— begin Dataset extract —
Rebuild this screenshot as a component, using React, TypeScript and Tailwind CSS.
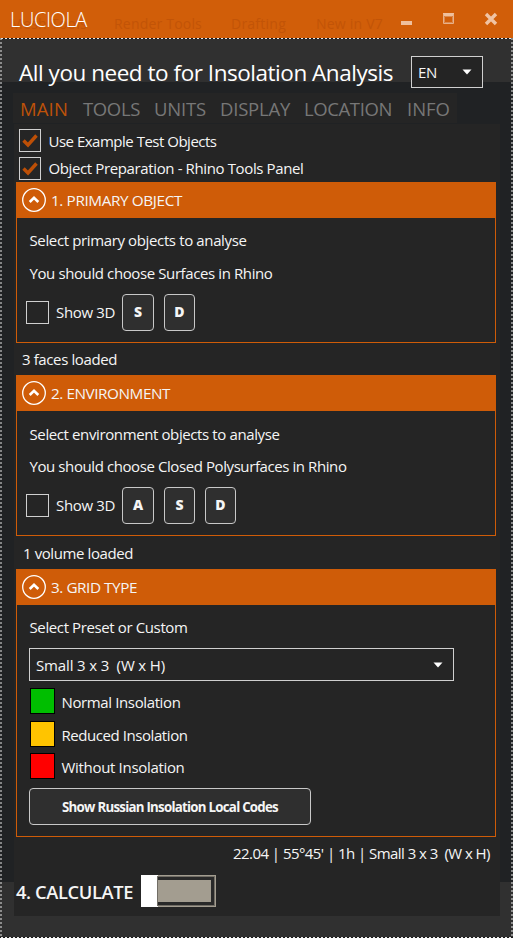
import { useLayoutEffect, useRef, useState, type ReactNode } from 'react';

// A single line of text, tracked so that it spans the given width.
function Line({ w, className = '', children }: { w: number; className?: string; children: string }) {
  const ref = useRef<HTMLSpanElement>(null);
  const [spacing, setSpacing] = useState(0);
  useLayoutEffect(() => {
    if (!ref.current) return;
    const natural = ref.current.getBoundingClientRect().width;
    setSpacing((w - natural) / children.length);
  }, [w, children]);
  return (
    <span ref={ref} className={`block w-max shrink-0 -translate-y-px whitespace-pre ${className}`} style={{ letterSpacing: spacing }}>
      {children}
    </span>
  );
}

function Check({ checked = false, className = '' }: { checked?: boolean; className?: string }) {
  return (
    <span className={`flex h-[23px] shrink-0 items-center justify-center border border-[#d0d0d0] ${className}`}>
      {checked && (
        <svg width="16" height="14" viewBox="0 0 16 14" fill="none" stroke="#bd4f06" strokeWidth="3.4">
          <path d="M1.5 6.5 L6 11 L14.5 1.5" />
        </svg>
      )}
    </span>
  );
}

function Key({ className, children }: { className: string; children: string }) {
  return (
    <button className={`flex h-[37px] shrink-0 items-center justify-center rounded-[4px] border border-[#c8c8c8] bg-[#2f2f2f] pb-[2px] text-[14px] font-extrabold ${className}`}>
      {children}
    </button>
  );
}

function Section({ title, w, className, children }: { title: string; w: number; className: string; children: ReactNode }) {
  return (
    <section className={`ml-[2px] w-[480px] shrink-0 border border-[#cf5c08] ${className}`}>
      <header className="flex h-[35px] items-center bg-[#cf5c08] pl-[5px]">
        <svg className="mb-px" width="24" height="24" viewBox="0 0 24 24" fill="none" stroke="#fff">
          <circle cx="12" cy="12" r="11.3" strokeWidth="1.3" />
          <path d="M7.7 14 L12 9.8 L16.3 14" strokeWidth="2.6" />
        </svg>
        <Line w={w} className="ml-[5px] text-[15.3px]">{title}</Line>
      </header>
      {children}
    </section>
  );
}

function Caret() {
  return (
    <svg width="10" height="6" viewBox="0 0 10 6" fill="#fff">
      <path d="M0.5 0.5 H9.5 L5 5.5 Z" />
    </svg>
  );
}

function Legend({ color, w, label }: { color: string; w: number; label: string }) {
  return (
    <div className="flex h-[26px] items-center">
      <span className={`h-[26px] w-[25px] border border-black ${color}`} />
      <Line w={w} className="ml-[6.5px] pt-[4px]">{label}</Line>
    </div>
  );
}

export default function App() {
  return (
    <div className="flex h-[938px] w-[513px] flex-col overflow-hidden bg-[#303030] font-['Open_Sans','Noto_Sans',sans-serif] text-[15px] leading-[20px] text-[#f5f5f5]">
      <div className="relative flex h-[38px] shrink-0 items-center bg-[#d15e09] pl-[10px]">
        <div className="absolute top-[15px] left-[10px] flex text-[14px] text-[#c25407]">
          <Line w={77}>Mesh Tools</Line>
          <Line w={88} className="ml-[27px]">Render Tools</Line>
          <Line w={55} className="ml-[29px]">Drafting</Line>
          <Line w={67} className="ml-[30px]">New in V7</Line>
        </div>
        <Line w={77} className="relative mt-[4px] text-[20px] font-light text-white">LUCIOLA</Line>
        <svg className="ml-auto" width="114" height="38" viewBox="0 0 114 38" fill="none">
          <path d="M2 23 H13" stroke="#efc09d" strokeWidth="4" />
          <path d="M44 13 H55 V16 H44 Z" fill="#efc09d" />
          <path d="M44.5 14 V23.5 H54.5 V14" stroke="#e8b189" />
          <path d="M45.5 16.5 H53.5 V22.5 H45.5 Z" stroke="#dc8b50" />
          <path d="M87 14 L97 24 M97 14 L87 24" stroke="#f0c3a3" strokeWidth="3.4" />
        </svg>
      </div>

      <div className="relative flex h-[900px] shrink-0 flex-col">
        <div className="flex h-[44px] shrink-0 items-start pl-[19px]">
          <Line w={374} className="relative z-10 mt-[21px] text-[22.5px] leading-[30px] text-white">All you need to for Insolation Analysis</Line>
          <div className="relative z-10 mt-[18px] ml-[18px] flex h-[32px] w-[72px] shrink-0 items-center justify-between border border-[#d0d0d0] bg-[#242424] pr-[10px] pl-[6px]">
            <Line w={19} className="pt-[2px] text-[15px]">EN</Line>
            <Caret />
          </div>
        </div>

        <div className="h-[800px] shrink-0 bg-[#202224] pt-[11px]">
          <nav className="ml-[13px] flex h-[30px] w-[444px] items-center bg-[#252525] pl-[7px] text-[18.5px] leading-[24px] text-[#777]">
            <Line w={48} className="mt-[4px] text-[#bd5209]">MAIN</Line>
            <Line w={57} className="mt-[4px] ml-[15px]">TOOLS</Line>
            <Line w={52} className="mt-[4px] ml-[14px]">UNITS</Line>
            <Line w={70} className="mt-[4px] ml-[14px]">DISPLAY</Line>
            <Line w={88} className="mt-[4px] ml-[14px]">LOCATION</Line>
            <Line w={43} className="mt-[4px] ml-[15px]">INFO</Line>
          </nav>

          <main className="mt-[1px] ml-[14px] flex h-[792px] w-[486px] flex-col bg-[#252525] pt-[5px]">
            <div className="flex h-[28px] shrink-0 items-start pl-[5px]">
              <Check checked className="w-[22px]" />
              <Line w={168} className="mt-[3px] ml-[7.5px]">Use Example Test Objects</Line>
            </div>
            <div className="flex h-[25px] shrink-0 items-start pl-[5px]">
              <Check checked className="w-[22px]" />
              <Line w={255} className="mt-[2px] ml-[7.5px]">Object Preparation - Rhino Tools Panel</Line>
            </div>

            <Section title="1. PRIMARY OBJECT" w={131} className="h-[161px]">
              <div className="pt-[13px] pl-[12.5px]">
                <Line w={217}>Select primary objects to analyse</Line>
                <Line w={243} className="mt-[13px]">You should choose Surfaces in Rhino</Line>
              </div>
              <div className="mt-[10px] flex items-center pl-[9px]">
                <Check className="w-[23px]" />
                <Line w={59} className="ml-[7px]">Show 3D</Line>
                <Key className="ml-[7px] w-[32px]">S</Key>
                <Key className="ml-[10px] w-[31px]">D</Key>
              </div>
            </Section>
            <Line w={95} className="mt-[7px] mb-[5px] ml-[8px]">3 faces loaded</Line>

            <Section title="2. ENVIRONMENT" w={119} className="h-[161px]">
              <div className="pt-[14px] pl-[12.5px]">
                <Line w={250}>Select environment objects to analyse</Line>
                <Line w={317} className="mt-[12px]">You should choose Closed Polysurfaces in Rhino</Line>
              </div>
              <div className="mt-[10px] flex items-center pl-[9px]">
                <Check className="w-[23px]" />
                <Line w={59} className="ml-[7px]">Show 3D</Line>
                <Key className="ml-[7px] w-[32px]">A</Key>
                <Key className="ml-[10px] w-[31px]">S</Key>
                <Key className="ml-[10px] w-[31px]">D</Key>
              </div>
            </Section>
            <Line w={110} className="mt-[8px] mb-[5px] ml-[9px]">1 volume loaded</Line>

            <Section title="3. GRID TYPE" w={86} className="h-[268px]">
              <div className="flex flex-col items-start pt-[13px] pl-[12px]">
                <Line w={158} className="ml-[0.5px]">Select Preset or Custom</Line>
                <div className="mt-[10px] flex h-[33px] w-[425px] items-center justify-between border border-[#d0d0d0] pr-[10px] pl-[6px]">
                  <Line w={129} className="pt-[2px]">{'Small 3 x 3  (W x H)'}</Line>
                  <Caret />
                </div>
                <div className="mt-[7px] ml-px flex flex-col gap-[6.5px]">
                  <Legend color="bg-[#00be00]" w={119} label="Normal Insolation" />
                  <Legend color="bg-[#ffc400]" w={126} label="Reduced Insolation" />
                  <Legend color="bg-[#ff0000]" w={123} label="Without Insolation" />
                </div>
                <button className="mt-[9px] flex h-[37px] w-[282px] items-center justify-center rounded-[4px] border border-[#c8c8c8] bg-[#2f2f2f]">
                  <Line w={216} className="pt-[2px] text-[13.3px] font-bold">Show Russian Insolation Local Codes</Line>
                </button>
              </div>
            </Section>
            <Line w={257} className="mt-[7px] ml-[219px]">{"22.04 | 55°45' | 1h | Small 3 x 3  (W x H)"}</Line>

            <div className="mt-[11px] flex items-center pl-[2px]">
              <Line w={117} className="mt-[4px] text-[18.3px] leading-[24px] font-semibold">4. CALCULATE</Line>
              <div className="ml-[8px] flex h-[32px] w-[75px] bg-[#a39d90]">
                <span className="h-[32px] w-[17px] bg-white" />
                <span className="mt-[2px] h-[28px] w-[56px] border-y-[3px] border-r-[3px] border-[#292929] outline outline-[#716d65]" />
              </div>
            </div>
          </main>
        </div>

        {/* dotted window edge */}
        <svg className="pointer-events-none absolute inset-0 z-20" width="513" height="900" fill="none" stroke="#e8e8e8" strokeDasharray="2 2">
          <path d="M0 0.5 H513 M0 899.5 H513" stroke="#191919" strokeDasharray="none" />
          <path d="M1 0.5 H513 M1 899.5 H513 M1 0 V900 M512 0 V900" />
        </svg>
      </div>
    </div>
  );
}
— end Dataset extract —
=== Problem to solve ===
Omitting all pictures, restate exactly the lines of the material from its start through the line that contains "useRef, useState, type".

=== The response ===
Rebuild this screenshot as a component, using React, TypeScript and Tailwind CSS.
import { useLayoutEffect, useRef, useState, type ReactNode } from 'react';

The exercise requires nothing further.